-- Aim of the exercise --
Quote, verbatim, all material below, without pictures.

-- Stored data --

--

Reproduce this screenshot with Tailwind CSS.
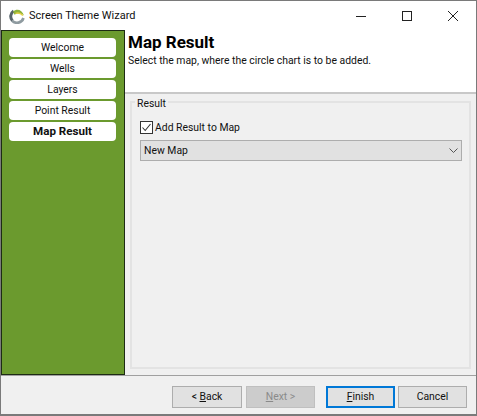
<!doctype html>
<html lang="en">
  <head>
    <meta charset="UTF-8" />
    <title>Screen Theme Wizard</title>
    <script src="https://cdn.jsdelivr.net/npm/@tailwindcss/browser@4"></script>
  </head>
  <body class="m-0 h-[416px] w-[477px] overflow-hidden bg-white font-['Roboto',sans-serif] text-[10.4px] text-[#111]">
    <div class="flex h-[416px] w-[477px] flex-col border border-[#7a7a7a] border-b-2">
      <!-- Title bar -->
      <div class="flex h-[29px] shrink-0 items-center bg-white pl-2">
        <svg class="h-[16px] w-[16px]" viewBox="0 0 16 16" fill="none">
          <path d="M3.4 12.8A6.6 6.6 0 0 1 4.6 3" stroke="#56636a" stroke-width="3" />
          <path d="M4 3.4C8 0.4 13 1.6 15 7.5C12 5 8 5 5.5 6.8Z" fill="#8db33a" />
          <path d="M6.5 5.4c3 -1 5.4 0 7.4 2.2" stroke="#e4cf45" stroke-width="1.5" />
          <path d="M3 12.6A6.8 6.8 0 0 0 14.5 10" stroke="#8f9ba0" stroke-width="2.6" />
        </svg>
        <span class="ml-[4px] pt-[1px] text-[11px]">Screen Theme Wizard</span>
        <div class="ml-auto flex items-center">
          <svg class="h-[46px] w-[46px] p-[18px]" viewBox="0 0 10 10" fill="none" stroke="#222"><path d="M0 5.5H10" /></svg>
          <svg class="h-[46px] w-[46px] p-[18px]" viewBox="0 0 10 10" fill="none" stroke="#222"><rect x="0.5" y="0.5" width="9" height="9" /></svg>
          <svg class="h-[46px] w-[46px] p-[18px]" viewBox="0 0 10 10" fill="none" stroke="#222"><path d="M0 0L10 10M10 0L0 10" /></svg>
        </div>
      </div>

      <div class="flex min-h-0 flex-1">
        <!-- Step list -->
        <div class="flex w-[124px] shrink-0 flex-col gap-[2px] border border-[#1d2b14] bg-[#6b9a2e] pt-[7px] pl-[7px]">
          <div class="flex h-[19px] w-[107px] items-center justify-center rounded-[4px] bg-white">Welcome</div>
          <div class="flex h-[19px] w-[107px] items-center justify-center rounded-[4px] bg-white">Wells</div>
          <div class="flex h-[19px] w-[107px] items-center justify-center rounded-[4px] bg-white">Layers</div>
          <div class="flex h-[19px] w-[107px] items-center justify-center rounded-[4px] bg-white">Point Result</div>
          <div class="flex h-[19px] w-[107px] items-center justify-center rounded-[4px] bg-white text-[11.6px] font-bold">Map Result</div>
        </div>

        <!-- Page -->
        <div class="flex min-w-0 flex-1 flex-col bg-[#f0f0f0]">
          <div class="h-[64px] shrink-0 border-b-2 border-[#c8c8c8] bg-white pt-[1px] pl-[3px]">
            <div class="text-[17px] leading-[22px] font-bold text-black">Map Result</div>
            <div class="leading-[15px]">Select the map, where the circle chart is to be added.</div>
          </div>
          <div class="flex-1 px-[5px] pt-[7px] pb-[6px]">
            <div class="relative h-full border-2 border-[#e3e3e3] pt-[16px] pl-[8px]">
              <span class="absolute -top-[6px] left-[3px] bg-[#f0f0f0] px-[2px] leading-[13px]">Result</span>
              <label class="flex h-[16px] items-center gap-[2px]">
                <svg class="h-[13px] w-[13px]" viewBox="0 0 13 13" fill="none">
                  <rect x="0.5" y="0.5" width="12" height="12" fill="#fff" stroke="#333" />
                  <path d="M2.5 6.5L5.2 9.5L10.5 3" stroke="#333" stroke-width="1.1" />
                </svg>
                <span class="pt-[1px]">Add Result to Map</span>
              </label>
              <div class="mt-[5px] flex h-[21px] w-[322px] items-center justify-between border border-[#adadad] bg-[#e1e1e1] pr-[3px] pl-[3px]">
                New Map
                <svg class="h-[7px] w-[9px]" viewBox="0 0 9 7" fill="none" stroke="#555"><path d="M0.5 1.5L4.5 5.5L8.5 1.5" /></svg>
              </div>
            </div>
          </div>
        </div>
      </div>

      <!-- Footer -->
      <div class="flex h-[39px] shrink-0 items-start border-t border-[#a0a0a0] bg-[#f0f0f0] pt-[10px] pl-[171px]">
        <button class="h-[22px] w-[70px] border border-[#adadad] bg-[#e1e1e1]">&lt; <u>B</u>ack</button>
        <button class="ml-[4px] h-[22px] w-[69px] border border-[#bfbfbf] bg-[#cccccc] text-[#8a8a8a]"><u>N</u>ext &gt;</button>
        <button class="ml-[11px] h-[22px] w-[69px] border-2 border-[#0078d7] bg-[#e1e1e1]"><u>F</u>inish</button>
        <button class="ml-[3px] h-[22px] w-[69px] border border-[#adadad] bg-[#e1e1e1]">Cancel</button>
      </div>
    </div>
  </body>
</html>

--

-- Correct response --
Reproduce this screenshot with Tailwind CSS.
<!doctype html>
<html lang="en">
  <head>
    <meta charset="UTF-8" />
    <title>Screen Theme Wizard</title>
    <script src="https://cdn.jsdelivr.net/npm/@tailwindcss/browser@4"></script>
  </head>
  <body class="m-0 h-[416px] w-[477px] overflow-hidden bg-white font-['Roboto',sans-serif] text-[10.4px] text-[#111]">
    <div class="flex h-[416px] w-[477px] flex-col border border-[#7a7a7a] border-b-2">
      <!-- Title bar -->
      <div class="flex h-[29px] shrink-0 items-center bg-white pl-2">
        <svg class="h-[16px] w-[16px]" viewBox="0 0 16 16" fill="none">
          <path d="M3.4 12.8A6.6 6.6 0 0 1 4.6 3" stroke="#56636a" stroke-width="3" />
          <path d="M4 3.4C8 0.4 13 1.6 15 7.5C12 5 8 5 5.5 6.8Z" fill="#8db33a" />
          <path d="M6.5 5.4c3 -1 5.4 0 7.4 2.2" stroke="#e4cf45" stroke-width="1.5" />
          <path d="M3 12.6A6.8 6.8 0 0 0 14.5 10" stroke="#8f9ba0" stroke-width="2.6" />
        </svg>
        <span class="ml-[4px] pt-[1px] text-[11px]">Screen Theme Wizard</span>
        <div class="ml-auto flex items-center">
          <svg class="h-[46px] w-[46px] p-[18px]" viewBox="0 0 10 10" fill="none" stroke="#222"><path d="M0 5.5H10" /></svg>
          <svg class="h-[46px] w-[46px] p-[18px]" viewBox="0 0 10 10" fill="none" stroke="#222"><rect x="0.5" y="0.5" width="9" height="9" /></svg>
          <svg class="h-[46px] w-[46px] p-[18px]" viewBox="0 0 10 10" fill="none" stroke="#222"><path d="M0 0L10 10M10 0L0 10" /></svg>
        </div>
      </div>

      <div class="flex min-h-0 flex-1">
        <!-- Step list -->
        <div class="flex w-[124px] shrink-0 flex-col gap-[2px] border border-[#1d2b14] bg-[#6b9a2e] pt-[7px] pl-[7px]">
          <div class="flex h-[19px] w-[107px] items-center justify-center rounded-[4px] bg-white">Welcome</div>
          <div class="flex h-[19px] w-[107px] items-center justify-center rounded-[4px] bg-white">Wells</div>
          <div class="flex h-[19px] w-[107px] items-center justify-center rounded-[4px] bg-white">Layers</div>
          <div class="flex h-[19px] w-[107px] items-center justify-center rounded-[4px] bg-white">Point Result</div>
          <div class="flex h-[19px] w-[107px] items-center justify-center rounded-[4px] bg-white text-[11.6px] font-bold">Map Result</div>
        </div>

        <!-- Page -->
        <div class="flex min-w-0 flex-1 flex-col bg-[#f0f0f0]">
          <div class="h-[64px] shrink-0 border-b-2 border-[#c8c8c8] bg-white pt-[1px] pl-[3px]">
            <div class="text-[17px] leading-[22px] font-bold text-black">Map Result</div>
            <div class="leading-[15px]">Select the map, where the circle chart is to be added.</div>
          </div>
          <div class="flex-1 px-[5px] pt-[7px] pb-[6px]">
            <div class="relative h-full border-2 border-[#e3e3e3] pt-[16px] pl-[8px]">
              <span class="absolute -top-[6px] left-[3px] bg-[#f0f0f0] px-[2px] leading-[13px]">Result</span>
              <label class="flex h-[16px] items-center gap-[2px]">
                <svg class="h-[13px] w-[13px]" viewBox="0 0 13 13" fill="none">
                  <rect x="0.5" y="0.5" width="12" height="12" fill="#fff" stroke="#333" />
                  <path d="M2.5 6.5L5.2 9.5L10.5 3" stroke="#333" stroke-width="1.1" />
                </svg>
                <span class="pt-[1px]">Add Result to Map</span>
              </label>
              <div class="mt-[5px] flex h-[21px] w-[322px] items-center justify-between border border-[#adadad] bg-[#e1e1e1] pr-[3px] pl-[3px]">
                New Map
                <svg class="h-[7px] w-[9px]" viewBox="0 0 9 7" fill="none" stroke="#555"><path d="M0.5 1.5L4.5 5.5L8.5 1.5" /></svg>
              </div>
            </div>
          </div>
        </div>
      </div>

      <!-- Footer -->
      <div class="flex h-[39px] shrink-0 items-start border-t border-[#a0a0a0] bg-[#f0f0f0] pt-[10px] pl-[171px]">
        <button class="h-[22px] w-[70px] border border-[#adadad] bg-[#e1e1e1]">&lt; <u>B</u>ack</button>
        <button class="ml-[4px] h-[22px] w-[69px] border border-[#bfbfbf] bg-[#cccccc] text-[#8a8a8a]"><u>N</u>ext &gt;</button>
        <button class="ml-[11px] h-[22px] w-[69px] border-2 border-[#0078d7] bg-[#e1e1e1]"><u>F</u>inish</button>
        <button class="ml-[3px] h-[22px] w-[69px] border border-[#adadad] bg-[#e1e1e1]">Cancel</button>
      </div>
    </div>
  </body>
</html>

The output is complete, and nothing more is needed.